Söz konusu bu gelişmelerin zamanlaması oldukça dikkat çekicidir. Zira Nisan 2021'den beri Avrupa Birliği'nin (AB) koordinatörlüğünde Kapsamlı Ortak Eylem Planı’nın (KOEP, Nükleer Anlaşma) yeniden canlanması ve ABD’nin Anlaşma’ya geri dönmesi için Viyana'da yapılan nükleer müzakereler 8 Ağustos'ta sona ermiş; akabinde müzakerelerin koordinatörlüğünü üstlenen AB'nin sunduğu taslak anlaşma metni, İran ve ABD arasında gidip gelmiş ve henüz nihai bir sonuca ulaşılamamıştır. Buna ek olarak İran ve Uluslararası Atom Enerjisi Ajansı (UAEA) arasında yaşanan anlaşmazlık da nükleer müzakerelerin kitlenmesine sebep olmuştur. Esasen İran'ın UAEA ile olan anlaşmazlığı, KOEP kapsamında olmayıp Nükleer Silahların Yayılmasının Önlenmesi Antlaşması’nın (NPT) kapsamı ile ilintilidir. Ancak Mayıs 2022’de UAEA bir rapor yayımlamış ve İran'ın, üç bölgede bulunan gizli nükleer materyallerle ilgili soruşturmanın gereklerine uymadığını ve söz konusu bu yerlerle ilgili "teknik olarak inandırıcı" cevaplar vermediğini kayıtlara geçirmiştir. Buna karşılık olarak İran, UAEA’nın taraflı olduğunu iddia etmiş ve sorunun çözümünü KOEP’in bir koşulu hâline getirmiş, böylelikle nükleer müzakerelerin çıkmaza girmesine sebep olmuştur.

Öte yandan 2 Eylül'de Beyaz Saray Sözcüsü Karine Jean-Pierre, UAEA soruşturması ile KOEP görüşmeleri arasında bir bağlantı olmadığını söylemiş; İran Atom Enerjisi Kurumu Başkanı ve aynı zamanda Cumhurbaşkanı Yardımcısı olan Muhammed İslami ise 29 Eylül’de yaptığı açıklamada, İran’ın Ajans ile iş birliğine hazır olduğunu, ülkedeki inceleme ve soruşturma faaliyetlerini kolaylaştıracaklarını açıklamıştır. Böylelikle İran, Ağustos 2022’de nükleer müzakerelerin tıkanmasına sebep olan tavrını yumuşatmış ve sürecin başlamasına yönelik isteğini yansıtmıştır. 
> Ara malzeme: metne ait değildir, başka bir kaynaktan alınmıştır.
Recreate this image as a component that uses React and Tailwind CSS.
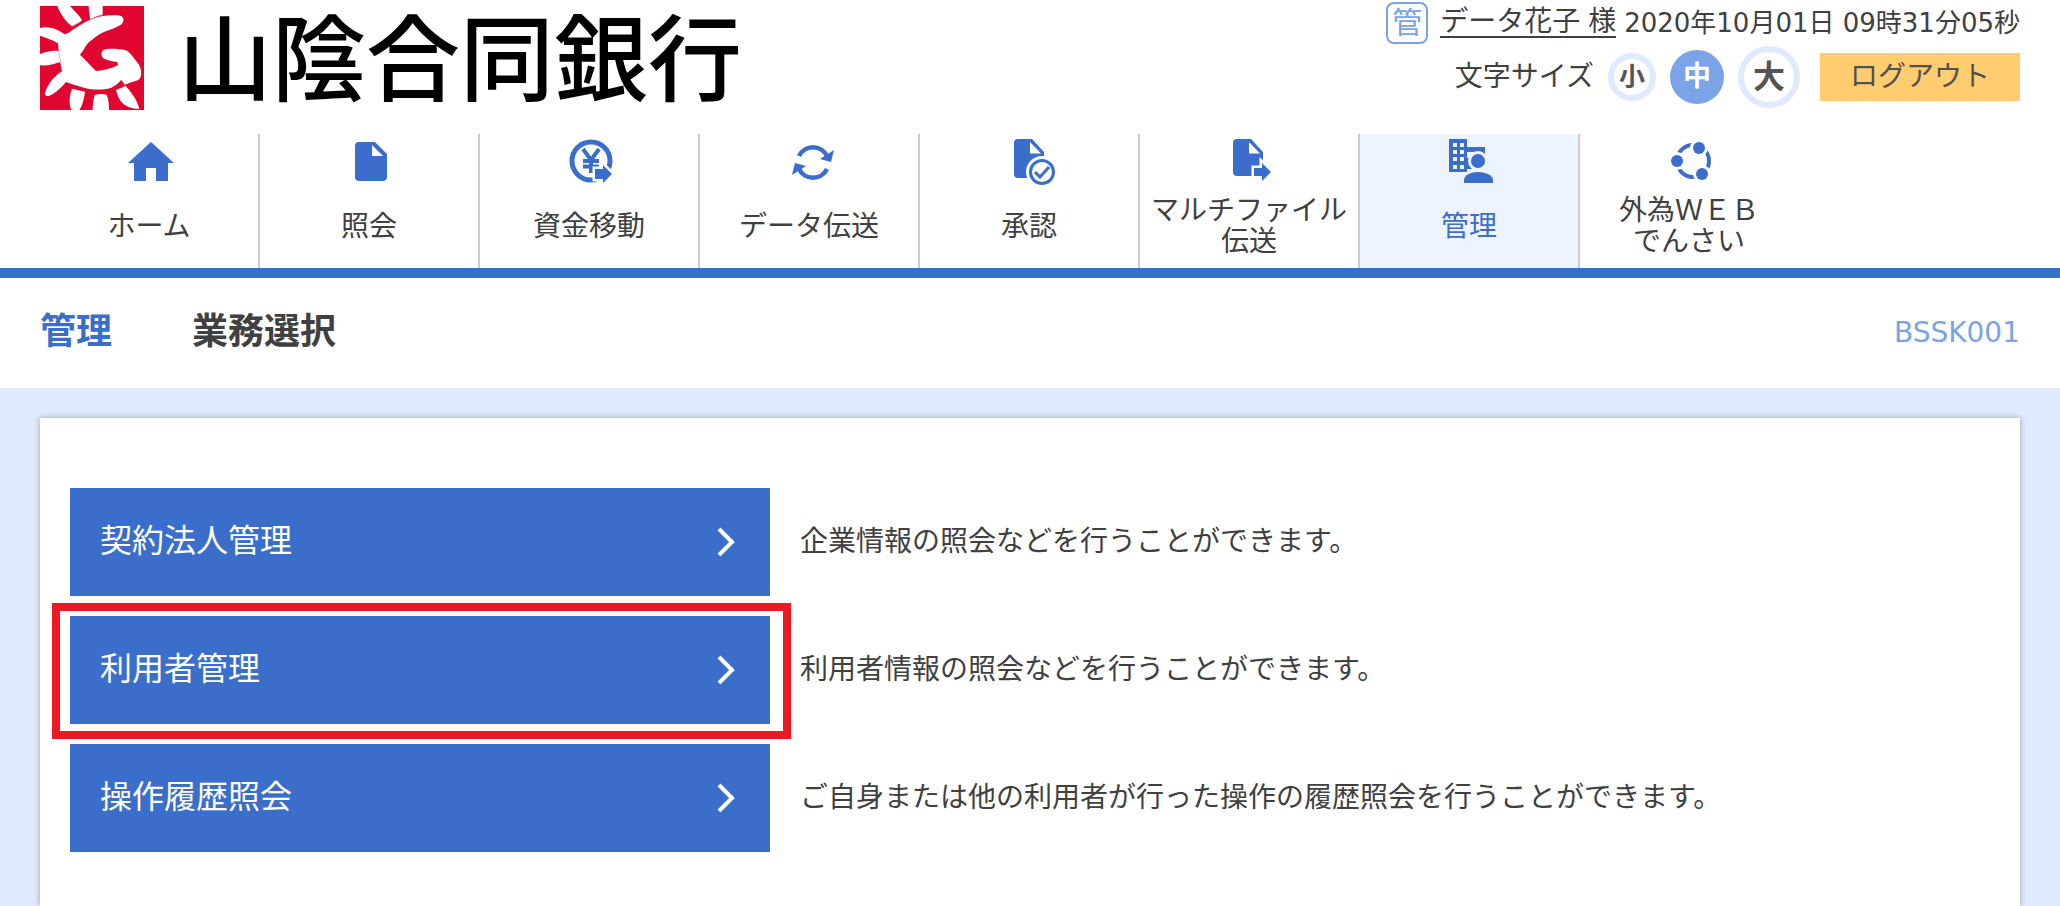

İşte tüm bunlar ekseninde, İran ve ABD arasındaki mahkûm takası anlaşmasını, her ne kadar nükleer müzakerelerin bir konusu olmasa da iki ülkenin KOEP’in canlandırılması hususundaki isteklerinin bir yansıması olarak değerlendirmek mümkündür. Zira her iki ülke yöneticilerinin de bir anlaşmaya varılması durumunda bunu kendi kamuoylarına sunmaları ve kabul ettirmeleri gerekecektir. Bu noktada özellikle ABD’de Kasım 2022’de gerçekleşecek Kongre ara seçimleri oldukça önemlidir. Zira KOEP başlı başına bir muhalefet sebebi iken Joe Biden’ın, partisinin ara seçimlerde kan kaybetmesine sebep olacak hamleler yapmaması ve KOEP karşıtlarının sesini azaltacak bir kazanım elde etmesi gerekmektedir. Bu noktada mahkûm takası anlaşması, ABD vatandaşlarının başka ülkelerde tutsak düşmelerine yönelik hassasiyeti olan ABD kamuoyu için önemli bir adım olup Biden’ın KOEP muhaliflerine karşı elini kuvvetlendirmiştir.